TASK INSTRUCTIONS
Copy out the listing in full, exactly as written, but not its pictures.

RECORDED INFORMATION
* * * *

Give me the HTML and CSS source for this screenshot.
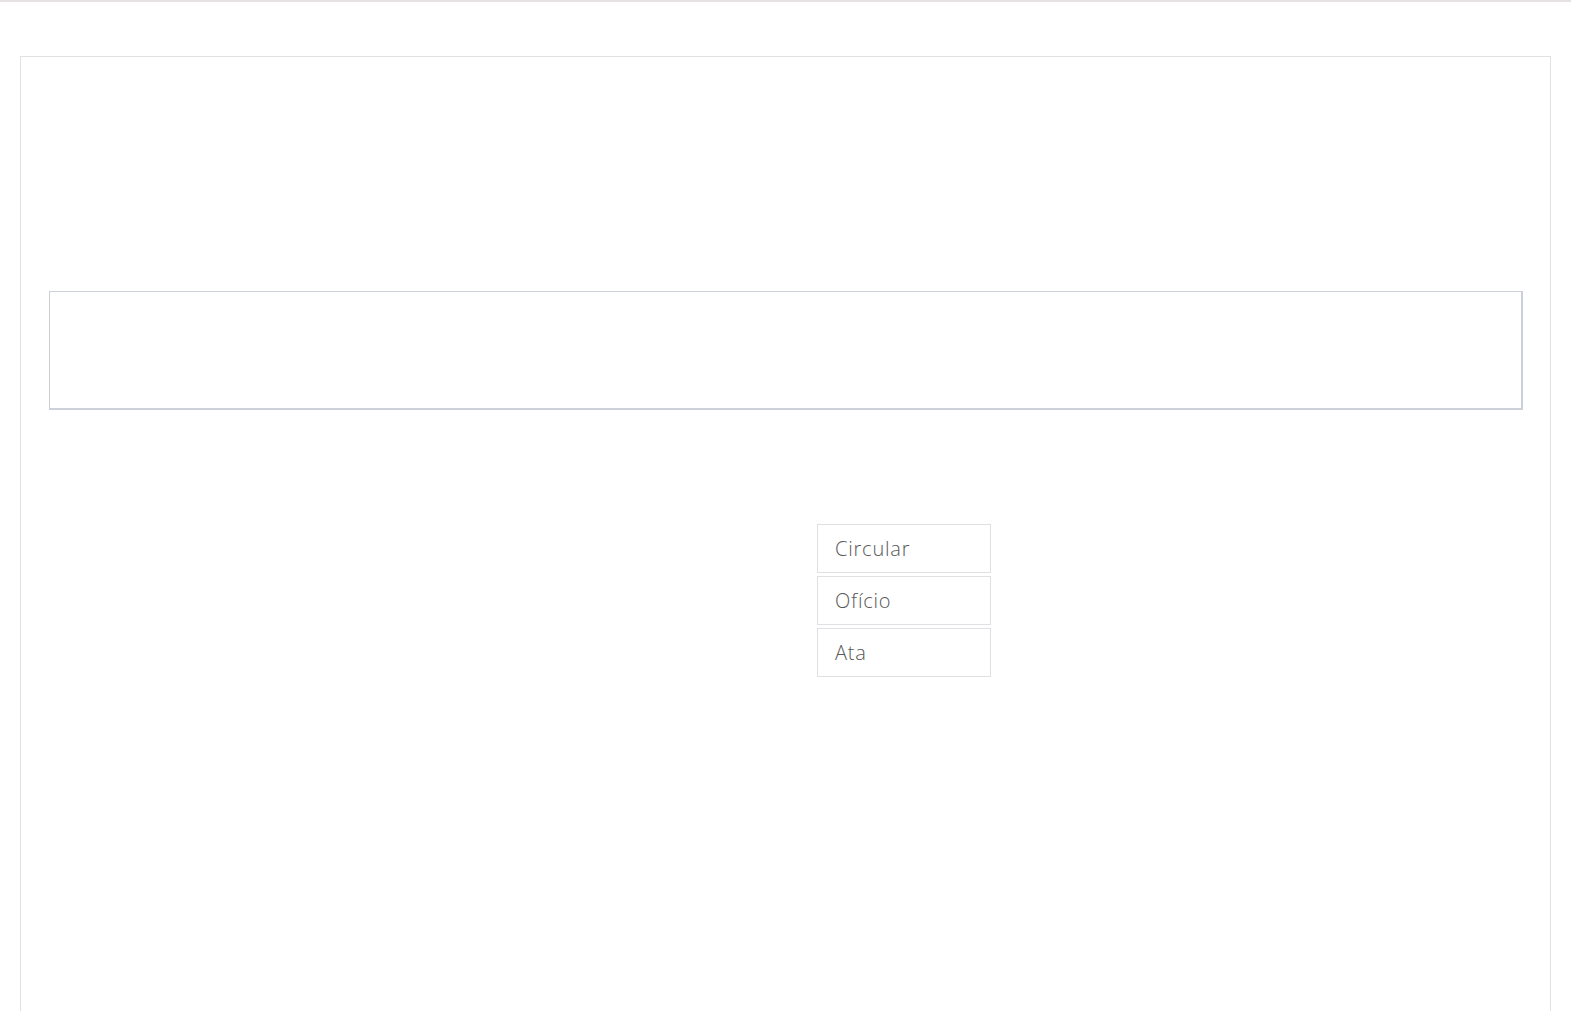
FILE: index.html
```html
<!DOCTYPE html>
<html lang="pt">
<head>
<meta charset="utf-8">
<title>Documentos</title>
<link rel="stylesheet" href="styles.css">
</head>
<body>
<div class="topbar"></div>
<div class="frame">
  <div class="panel"></div>
  <ul class="doc-list">
    <li class="doc-item">Circular</li>
    <li class="doc-item">Ofício</li>
    <li class="doc-item">Ata</li>
  </ul>
</div>
</body>
</html>
```

FILE: styles.css
```css
html, body {
  margin: 0;
  padding: 0;
  background: #ffffff;
  height: 100%;
  overflow: hidden;
}
body {
  font-family: "Open Sans", Lato, "Liberation Sans", sans-serif;
}
.topbar {
  height: 2px;
  background: #e6e2e2;
}
.frame {
  margin: 54px 20px 0 20px;
  border: 1px solid #e2e2e2;
  border-bottom: none;
  padding: 234px 27px 0 28px;
  height: 1200px;
  box-sizing: border-box;
}
.panel {
  height: 116px;
  border: 1px solid #ccd0d8;
  border-right-width: 2px;
  border-bottom-width: 2px;
  background: #fff;
}
.doc-list {
  list-style: none;
  margin: 114px 0 0 768px;
  padding: 0;
  width: 174px;
  display: flex;
  flex-direction: column;
  gap: 3px;
}
.doc-item {
  box-sizing: border-box;
  height: 49px;
  border: 1px solid #e0e0e4;
  padding: 0 17px;
  display: flex;
  align-items: center;
  font-size: 20px;
  font-weight: 300;
  letter-spacing: 0.8px;
  color: #585858;
}
```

* * * *

TASK SOLUTION
Give me the HTML and CSS source for this screenshot.
FILE: index.html
```html
<!DOCTYPE html>
<html lang="pt">
<head>
<meta charset="utf-8">
<title>Documentos</title>
<link rel="stylesheet" href="styles.css">
</head>
<body>
<div class="topbar"></div>
<div class="frame">
  <div class="panel"></div>
  <ul class="doc-list">
    <li class="doc-item">Circular</li>
    <li class="doc-item">Ofício</li>
    <li class="doc-item">Ata</li>
  </ul>
</div>
</body>
</html>
```

FILE: styles.css
```css
html, body {
  margin: 0;
  padding: 0;
  background: #ffffff;
  height: 100%;
  overflow: hidden;
}
body {
  font-family: "Open Sans", Lato, "Liberation Sans", sans-serif;
}
.topbar {
  height: 2px;
  background: #e6e2e2;
}
.frame {
  margin: 54px 20px 0 20px;
  border: 1px solid #e2e2e2;
  border-bottom: none;
  padding: 234px 27px 0 28px;
  height: 1200px;
  box-sizing: border-box;
}
.panel {
  height: 116px;
  border: 1px solid #ccd0d8;
  border-right-width: 2px;
  border-bottom-width: 2px;
  background: #fff;
}
.doc-list {
  list-style: none;
  margin: 114px 0 0 768px;
  padding: 0;
  width: 174px;
  display: flex;
  flex-direction: column;
  gap: 3px;
}
.doc-item {
  box-sizing: border-box;
  height: 49px;
  border: 1px solid #e0e0e4;
  padding: 0 17px;
  display: flex;
  align-items: center;
  font-size: 20px;
  font-weight: 300;
  letter-spacing: 0.8px;
  color: #585858;
}
```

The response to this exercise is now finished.